Where an operation could be written with matmul, tensordot seems to have identical performance:

import cupy as cp

N_LOOPS = 100
IN_SHAPE = (64, 768, 384)
OUT_SHAPE = (384, 384)
DEVICE = 0

cp.random.seed(0)
x = cp.random.random(IN_SHAPE).astype(cp.float32)
g = cp.random.random(IN_SHAPE).astype(cp.float32)
w = cp.random.random(OUT_SHAPE).astype(cp.float32)

# select GPU
cp.cuda.Device(DEVICE).use()

# Make sure the calculations produce the same output
assert cp.allclose(
    cp.tensordot(x, w, axes=[[2], [0]]), cp.einsum("zTb,bW->zTW", x, w)
)

def matmul_full_precision():
    cp.random.seed(0)
    x = cp.random.random(IN_SHAPE).astype(cp.float32)
    w = cp.random.random(OUT_SHAPE).astype(cp.float32)
    out = cp.zeros(IN_SHAPE).astype(cp.float32)

    for _ in range(N_LOOPS):
        out += x @ w

def matmul_half_precision():
    cp.random.seed(0)
    x = cp.random.random(IN_SHAPE).astype(cp.float32)
    w = cp.random.random(OUT_SHAPE).astype(cp.float32)
    out = cp.zeros(IN_SHAPE).astype(cp.float32)

    for _ in range(N_LOOPS):
        out += x @ w

def tensordot_full_precision():
    cp.random.seed(0)
    x = cp.random.random(IN_SHAPE).astype(cp.float32)
    w = cp.random.random(OUT_SHAPE).astype(cp.float32)
    out = cp.zeros(IN_SHAPE).astype(cp.float32)

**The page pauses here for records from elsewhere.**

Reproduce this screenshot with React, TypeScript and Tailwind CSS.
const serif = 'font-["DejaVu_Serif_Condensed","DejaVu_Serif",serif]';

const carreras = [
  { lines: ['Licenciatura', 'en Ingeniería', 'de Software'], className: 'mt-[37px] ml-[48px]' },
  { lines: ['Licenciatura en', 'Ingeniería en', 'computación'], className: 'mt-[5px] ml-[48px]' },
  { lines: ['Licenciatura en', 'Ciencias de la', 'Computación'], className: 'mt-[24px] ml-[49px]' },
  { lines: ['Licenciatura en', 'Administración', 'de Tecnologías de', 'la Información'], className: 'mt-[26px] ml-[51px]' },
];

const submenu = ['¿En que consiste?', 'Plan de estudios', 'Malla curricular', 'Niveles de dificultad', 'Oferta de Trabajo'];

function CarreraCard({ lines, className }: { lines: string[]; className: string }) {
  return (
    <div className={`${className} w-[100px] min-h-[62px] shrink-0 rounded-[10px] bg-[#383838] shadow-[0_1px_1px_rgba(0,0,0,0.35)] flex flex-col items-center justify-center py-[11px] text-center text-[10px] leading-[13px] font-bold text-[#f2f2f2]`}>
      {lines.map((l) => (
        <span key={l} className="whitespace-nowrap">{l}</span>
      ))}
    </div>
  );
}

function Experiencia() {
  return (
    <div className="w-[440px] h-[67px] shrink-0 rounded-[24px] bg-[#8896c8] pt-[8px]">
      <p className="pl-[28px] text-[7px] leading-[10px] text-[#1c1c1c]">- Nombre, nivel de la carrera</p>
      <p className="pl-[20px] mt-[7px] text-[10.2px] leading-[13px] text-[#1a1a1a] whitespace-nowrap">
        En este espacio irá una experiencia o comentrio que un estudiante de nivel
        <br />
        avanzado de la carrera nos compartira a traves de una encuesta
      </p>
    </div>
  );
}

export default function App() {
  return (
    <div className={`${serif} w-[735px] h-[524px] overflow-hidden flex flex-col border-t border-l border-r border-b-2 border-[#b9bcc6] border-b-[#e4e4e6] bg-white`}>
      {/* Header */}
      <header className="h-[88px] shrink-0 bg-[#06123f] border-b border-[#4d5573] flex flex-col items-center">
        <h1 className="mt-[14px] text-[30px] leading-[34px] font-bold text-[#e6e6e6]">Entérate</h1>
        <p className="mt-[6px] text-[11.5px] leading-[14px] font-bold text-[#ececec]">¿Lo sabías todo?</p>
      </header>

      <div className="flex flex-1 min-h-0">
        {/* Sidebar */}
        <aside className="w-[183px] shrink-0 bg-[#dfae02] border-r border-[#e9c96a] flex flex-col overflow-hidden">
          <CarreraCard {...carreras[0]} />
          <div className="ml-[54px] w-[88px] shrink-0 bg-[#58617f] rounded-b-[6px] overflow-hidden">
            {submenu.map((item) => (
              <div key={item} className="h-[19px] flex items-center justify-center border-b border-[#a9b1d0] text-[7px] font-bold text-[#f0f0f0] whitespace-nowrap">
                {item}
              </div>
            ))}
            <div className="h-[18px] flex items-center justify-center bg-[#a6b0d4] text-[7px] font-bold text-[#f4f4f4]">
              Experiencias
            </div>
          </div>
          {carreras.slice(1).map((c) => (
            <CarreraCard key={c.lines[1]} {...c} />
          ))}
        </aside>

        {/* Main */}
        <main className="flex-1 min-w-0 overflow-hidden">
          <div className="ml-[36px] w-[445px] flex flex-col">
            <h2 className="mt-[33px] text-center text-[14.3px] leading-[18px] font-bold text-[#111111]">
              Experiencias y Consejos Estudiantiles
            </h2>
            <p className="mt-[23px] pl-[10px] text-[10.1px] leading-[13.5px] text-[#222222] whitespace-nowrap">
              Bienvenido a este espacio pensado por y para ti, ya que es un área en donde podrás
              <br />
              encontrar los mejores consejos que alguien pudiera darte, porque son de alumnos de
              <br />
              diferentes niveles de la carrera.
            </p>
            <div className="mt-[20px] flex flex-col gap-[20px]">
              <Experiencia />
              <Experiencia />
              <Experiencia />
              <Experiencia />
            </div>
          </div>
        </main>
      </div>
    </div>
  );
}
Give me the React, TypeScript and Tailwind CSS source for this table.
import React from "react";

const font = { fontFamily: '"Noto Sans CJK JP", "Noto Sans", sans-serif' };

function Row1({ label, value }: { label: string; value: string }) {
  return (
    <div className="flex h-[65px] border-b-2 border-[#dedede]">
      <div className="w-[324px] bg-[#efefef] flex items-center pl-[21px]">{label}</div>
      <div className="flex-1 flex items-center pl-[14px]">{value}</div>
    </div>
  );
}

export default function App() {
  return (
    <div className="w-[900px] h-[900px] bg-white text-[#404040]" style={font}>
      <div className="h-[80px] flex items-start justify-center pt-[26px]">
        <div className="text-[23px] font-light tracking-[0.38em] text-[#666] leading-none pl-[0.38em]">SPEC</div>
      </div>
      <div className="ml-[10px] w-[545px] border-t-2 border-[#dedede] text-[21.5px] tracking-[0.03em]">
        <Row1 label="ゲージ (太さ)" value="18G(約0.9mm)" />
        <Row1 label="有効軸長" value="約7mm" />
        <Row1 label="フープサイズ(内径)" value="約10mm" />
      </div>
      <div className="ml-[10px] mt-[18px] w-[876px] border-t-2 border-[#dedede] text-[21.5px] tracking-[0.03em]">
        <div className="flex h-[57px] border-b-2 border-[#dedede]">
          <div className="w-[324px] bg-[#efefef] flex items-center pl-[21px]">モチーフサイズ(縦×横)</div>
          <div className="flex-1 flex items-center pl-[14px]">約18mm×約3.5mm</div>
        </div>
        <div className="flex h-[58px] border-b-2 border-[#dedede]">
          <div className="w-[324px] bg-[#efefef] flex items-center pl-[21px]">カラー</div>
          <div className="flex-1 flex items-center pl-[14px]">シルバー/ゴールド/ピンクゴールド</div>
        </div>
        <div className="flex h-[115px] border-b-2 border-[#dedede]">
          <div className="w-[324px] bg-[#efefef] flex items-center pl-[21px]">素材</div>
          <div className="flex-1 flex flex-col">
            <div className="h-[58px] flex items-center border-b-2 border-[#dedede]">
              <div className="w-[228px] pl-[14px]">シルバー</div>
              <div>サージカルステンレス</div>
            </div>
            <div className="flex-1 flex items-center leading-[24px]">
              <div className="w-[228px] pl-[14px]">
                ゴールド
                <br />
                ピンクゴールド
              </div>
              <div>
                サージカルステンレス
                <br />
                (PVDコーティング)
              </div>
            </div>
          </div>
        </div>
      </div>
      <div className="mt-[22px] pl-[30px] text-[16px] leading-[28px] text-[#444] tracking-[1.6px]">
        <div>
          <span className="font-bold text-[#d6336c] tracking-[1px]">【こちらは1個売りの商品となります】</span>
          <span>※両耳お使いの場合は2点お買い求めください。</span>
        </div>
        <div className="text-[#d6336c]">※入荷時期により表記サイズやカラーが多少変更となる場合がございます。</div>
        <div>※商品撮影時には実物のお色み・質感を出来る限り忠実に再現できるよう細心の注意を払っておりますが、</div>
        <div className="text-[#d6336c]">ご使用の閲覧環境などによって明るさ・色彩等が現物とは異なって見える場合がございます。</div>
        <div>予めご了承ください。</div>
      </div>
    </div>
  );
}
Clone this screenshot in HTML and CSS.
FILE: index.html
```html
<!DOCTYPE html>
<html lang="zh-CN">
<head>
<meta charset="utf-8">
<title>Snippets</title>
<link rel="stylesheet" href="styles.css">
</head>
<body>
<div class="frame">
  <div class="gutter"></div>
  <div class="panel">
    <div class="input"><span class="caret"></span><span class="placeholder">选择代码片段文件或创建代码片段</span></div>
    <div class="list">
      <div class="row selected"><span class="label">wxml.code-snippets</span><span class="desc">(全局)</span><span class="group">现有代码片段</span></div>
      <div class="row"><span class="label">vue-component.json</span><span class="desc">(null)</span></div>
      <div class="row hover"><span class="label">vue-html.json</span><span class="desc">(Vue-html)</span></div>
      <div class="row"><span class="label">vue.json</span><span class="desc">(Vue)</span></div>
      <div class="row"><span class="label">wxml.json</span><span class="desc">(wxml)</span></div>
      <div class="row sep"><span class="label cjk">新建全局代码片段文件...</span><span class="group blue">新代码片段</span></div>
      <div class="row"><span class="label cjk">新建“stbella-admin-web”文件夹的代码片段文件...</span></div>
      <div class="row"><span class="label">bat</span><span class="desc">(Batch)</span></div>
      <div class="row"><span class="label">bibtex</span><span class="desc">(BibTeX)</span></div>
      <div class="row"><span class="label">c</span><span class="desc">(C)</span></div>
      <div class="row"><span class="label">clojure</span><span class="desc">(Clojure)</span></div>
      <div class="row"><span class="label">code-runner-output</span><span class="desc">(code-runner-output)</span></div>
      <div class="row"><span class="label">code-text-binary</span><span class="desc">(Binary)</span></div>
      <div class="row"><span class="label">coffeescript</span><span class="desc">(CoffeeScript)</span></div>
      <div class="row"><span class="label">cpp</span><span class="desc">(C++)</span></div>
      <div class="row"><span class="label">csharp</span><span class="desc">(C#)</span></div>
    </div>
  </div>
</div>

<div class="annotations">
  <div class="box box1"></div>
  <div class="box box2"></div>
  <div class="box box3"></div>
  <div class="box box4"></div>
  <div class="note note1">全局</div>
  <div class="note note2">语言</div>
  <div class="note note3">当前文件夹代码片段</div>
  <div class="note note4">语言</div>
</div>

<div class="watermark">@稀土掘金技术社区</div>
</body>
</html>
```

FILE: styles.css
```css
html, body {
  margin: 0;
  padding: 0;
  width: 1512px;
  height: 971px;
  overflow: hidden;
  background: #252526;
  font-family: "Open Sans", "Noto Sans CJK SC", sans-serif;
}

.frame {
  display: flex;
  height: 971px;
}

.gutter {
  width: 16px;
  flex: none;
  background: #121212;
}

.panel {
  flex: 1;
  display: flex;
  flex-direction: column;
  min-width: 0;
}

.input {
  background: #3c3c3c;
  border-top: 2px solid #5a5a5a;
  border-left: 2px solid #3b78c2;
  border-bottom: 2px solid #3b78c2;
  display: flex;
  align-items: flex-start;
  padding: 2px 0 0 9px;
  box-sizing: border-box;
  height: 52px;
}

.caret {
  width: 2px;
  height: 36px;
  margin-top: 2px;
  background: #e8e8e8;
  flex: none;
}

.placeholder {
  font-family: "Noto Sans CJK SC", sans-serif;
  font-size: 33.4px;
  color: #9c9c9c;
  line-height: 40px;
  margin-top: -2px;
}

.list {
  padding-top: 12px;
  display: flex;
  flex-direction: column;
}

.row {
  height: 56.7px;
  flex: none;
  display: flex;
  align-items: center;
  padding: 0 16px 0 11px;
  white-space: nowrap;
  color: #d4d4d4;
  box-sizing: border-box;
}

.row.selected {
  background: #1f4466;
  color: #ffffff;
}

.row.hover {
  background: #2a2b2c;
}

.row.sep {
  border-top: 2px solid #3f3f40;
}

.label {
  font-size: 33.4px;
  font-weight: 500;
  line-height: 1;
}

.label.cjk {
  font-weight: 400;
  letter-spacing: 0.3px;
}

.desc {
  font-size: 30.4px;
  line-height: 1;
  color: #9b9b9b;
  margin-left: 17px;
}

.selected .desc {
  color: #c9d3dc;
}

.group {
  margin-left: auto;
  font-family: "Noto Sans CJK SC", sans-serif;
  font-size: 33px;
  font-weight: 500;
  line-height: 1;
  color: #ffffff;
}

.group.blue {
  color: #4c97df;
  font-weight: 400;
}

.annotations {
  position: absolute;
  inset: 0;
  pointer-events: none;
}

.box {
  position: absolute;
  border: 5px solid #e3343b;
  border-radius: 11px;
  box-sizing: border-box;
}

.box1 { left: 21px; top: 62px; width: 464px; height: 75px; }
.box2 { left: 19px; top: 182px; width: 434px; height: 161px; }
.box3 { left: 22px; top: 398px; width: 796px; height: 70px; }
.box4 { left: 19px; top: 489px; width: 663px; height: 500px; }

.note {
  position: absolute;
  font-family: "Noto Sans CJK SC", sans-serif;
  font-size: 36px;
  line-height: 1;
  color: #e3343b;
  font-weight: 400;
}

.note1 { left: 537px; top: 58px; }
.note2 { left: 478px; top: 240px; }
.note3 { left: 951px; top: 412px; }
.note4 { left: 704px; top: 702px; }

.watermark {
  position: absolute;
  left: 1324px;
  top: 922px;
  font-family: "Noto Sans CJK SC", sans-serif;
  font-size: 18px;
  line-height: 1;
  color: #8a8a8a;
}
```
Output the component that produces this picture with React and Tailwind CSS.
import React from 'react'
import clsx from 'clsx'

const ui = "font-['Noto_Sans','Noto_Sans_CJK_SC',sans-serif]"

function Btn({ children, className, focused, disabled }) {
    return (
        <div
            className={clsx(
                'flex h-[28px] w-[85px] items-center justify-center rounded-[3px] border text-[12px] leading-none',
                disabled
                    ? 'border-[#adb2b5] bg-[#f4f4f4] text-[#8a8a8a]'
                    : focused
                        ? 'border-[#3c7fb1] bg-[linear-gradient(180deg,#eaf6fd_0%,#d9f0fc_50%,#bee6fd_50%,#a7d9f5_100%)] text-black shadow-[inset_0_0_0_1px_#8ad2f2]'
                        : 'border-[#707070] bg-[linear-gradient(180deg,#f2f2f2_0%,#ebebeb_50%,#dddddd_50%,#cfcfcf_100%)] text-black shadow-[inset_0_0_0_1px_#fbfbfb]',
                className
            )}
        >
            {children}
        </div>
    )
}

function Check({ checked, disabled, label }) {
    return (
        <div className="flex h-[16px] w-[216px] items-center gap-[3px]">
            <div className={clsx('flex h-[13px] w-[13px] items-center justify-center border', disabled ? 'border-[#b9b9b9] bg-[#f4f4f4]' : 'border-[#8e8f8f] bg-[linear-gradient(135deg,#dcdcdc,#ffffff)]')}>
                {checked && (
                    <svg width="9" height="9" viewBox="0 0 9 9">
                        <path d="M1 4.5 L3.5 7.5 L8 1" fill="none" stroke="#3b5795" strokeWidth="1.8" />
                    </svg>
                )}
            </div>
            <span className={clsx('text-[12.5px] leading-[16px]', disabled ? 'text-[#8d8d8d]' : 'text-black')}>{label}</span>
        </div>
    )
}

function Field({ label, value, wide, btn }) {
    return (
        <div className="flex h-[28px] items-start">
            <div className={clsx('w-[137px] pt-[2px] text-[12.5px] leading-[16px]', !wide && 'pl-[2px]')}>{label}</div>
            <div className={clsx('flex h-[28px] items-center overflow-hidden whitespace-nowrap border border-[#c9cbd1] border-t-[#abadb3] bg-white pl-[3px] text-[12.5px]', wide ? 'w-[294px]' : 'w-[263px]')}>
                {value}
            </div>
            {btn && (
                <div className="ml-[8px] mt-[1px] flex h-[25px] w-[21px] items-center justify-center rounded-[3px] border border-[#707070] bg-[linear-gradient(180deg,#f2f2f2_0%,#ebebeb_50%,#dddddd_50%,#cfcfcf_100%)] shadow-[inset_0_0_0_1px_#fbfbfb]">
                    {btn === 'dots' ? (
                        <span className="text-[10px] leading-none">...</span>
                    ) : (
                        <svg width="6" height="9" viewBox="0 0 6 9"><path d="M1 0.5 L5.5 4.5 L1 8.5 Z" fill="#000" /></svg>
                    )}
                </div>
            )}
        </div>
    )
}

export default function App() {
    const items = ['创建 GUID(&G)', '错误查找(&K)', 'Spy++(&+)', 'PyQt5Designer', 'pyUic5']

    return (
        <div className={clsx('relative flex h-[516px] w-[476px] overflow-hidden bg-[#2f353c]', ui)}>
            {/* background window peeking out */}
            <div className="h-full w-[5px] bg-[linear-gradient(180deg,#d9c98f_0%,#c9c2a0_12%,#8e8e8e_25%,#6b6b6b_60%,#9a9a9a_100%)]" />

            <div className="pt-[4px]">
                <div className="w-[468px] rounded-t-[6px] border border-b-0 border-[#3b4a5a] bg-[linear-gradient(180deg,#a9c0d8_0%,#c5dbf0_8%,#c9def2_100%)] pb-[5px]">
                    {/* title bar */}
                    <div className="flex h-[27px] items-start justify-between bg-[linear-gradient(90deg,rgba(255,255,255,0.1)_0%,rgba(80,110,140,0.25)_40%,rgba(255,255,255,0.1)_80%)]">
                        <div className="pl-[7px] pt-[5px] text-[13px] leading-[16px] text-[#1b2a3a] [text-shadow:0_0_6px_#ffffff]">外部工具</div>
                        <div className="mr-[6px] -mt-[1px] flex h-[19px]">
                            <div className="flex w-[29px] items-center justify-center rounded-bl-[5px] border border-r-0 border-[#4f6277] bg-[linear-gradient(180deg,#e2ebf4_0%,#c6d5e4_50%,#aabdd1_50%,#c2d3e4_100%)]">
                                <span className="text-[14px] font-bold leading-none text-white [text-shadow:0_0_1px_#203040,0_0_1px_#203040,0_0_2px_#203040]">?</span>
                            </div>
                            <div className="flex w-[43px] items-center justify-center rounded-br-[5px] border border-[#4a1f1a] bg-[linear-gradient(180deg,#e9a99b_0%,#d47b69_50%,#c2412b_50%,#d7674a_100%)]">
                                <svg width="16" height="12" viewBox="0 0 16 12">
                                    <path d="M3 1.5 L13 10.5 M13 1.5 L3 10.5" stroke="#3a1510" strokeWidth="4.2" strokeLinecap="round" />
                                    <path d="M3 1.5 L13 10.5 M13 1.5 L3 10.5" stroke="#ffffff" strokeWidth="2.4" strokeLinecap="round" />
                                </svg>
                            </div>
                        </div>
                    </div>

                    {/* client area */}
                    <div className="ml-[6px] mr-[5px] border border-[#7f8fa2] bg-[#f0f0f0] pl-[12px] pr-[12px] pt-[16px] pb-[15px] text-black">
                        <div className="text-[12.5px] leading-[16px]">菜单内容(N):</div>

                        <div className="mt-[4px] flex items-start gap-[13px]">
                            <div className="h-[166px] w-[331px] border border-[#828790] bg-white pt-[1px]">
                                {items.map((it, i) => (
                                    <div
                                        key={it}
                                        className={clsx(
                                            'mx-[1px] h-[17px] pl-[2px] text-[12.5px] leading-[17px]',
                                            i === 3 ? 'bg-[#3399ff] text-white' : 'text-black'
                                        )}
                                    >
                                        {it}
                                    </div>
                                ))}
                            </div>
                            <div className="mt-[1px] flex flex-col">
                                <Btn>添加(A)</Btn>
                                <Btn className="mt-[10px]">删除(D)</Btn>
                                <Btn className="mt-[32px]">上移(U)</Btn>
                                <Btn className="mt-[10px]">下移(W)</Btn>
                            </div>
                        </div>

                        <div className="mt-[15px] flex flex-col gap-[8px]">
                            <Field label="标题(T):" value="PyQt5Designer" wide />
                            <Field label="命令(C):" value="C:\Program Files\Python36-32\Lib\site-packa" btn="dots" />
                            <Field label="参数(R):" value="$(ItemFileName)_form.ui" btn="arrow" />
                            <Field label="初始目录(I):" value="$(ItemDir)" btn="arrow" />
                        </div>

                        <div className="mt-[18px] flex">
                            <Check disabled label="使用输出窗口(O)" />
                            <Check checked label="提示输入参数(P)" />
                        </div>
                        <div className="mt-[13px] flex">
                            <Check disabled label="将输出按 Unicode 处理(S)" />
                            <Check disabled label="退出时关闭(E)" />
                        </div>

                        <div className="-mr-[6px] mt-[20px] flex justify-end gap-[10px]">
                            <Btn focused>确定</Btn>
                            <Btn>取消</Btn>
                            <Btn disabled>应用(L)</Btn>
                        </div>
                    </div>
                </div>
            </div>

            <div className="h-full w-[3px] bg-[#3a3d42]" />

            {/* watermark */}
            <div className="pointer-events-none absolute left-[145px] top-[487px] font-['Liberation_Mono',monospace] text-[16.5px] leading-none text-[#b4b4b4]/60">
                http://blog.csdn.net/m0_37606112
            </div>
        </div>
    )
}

    for _ in range(N_LOOPS):
        out += cp.tensordot(x, w, axes=[-1, -1])

def tensordot_half_precision():
    cp.random.seed(0)
    x = cp.random.random(IN_SHAPE).astype(cp.float32)
    w = cp.random.random(OUT_SHAPE).astype(cp.float32)
    out = cp.zeros(IN_SHAPE).astype(cp.float32)

    for _ in range(N_LOOPS):
        out += cp.tensordot(x, w, axes=[-1, -1])

def einsum_full_precision():
    cp.random.seed(0)
    x = cp.random.random(IN_SHAPE).astype(cp.float32)
    w = cp.random.random(OUT_SHAPE).astype(cp.float32)
    out = cp.zeros(IN_SHAPE).astype(cp.float32)

    for _ in range(N_LOOPS):
        out += cp.einsum("zTb,bW->zTW", x, w)

def einsum_half_precision():
    cp.random.seed(0)
    x = cp.random.random(IN_SHAPE).astype(cp.float32)
    w = cp.random.random(OUT_SHAPE).astype(cp.float32)
    out = cp.zeros(IN_SHAPE).astype(cp.float32)

    for _ in range(N_LOOPS):
        out += cp.einsum("zTb,bW->zTW", x, w)

__benchmarks__ = [
    (
        einsum_full_precision,
        tensordot_full_precision,
        "tensordot full precision",
    ),
    (
        einsum_full_precision,
        tensordot_half_precision,
        "tensordot half precision",
    ),
    (einsum_full_precision, einsum_full_precision, "einsum full precision"),
    (einsum_full_precision, einsum_half_precision, "einsum half precision"),
    (einsum_full_precision, matmul_full_precision, "matmul full precision"),
    (einsum_full_precision, matmul_half_precision, "matmul half precision"),
]

Returned

$ richbench benchmarks/
                                         Benchmarks, repeat=5, number=5
┏━━━━━━━━━━━━━━━━━━━━━━━━━━┳━━━━━━━━━┳━━━━━━━━━┳━━━━━━━━━┳━━━━━━━━━━━━━━━━━┳━━━━━━━━━━━━━━━━━┳━━━━━━━━━━━━━━━━━┓
┃                Benchmark ┃ Min     ┃ Max     ┃ Mean    ┃ Min (+)         ┃ Max (+)         ┃ Mean (+)        ┃
┡━━━━━━━━━━━━━━━━━━━━━━━━━━╇━━━━━━━━━╇━━━━━━━━━╇━━━━━━━━━╇━━━━━━━━━━━━━━━━━╇━━━━━━━━━━━━━━━━━╇━━━━━━━━━━━━━━━━━┩
│ tensordot full precision │ 1.670   │ 2.068   │ 1.987   │ 0.536 (3.1x)    │ 0.833 (2.5x)    │ 0.597 (3.3x)    │
│ tensordot half precision │ 1.781   │ 2.073   │ 2.013   │ 0.538 (3.3x)    │ 0.832 (2.5x)    │ 0.599 (3.4x)    │
│    einsum full precision │ 1.785   │ 2.076   │ 2.018   │ 2.076 (-1.2x)   │ 2.078 (-1.0x)   │ 2.077 (-1.0x)   │
│    einsum half precision │ 2.078   │ 2.079   │ 2.078   │ 2.078 (-1.0x)   │ 2.079 (-1.0x)   │ 2.079 (-1.0x)   │
│    matmul full precision │ 2.078   │ 2.079   │ 2.079   │ 0.528 (3.9x)    │ 0.826 (2.5x)    │ 0.594 (3.5x)    │
│    matmul half precision │ 1.787   │ 2.082   │ 2.022   │ 0.529 (3.4x)    │ 0.828 (2.5x)    │ 0.594 (3.4x)    │
└──────────────────────────┴─────────┴─────────┴─────────┴─────────────────┴─────────────────┴─────────────────┘

Looks like tensordot is strictly better than einsum and is equivalent to matmul where matmul is possible. Given that it also benefits from 16 bit float calculations, it should be the preferred choice.

The next step is to replace the einsums in Dense with tensordots and measure performance.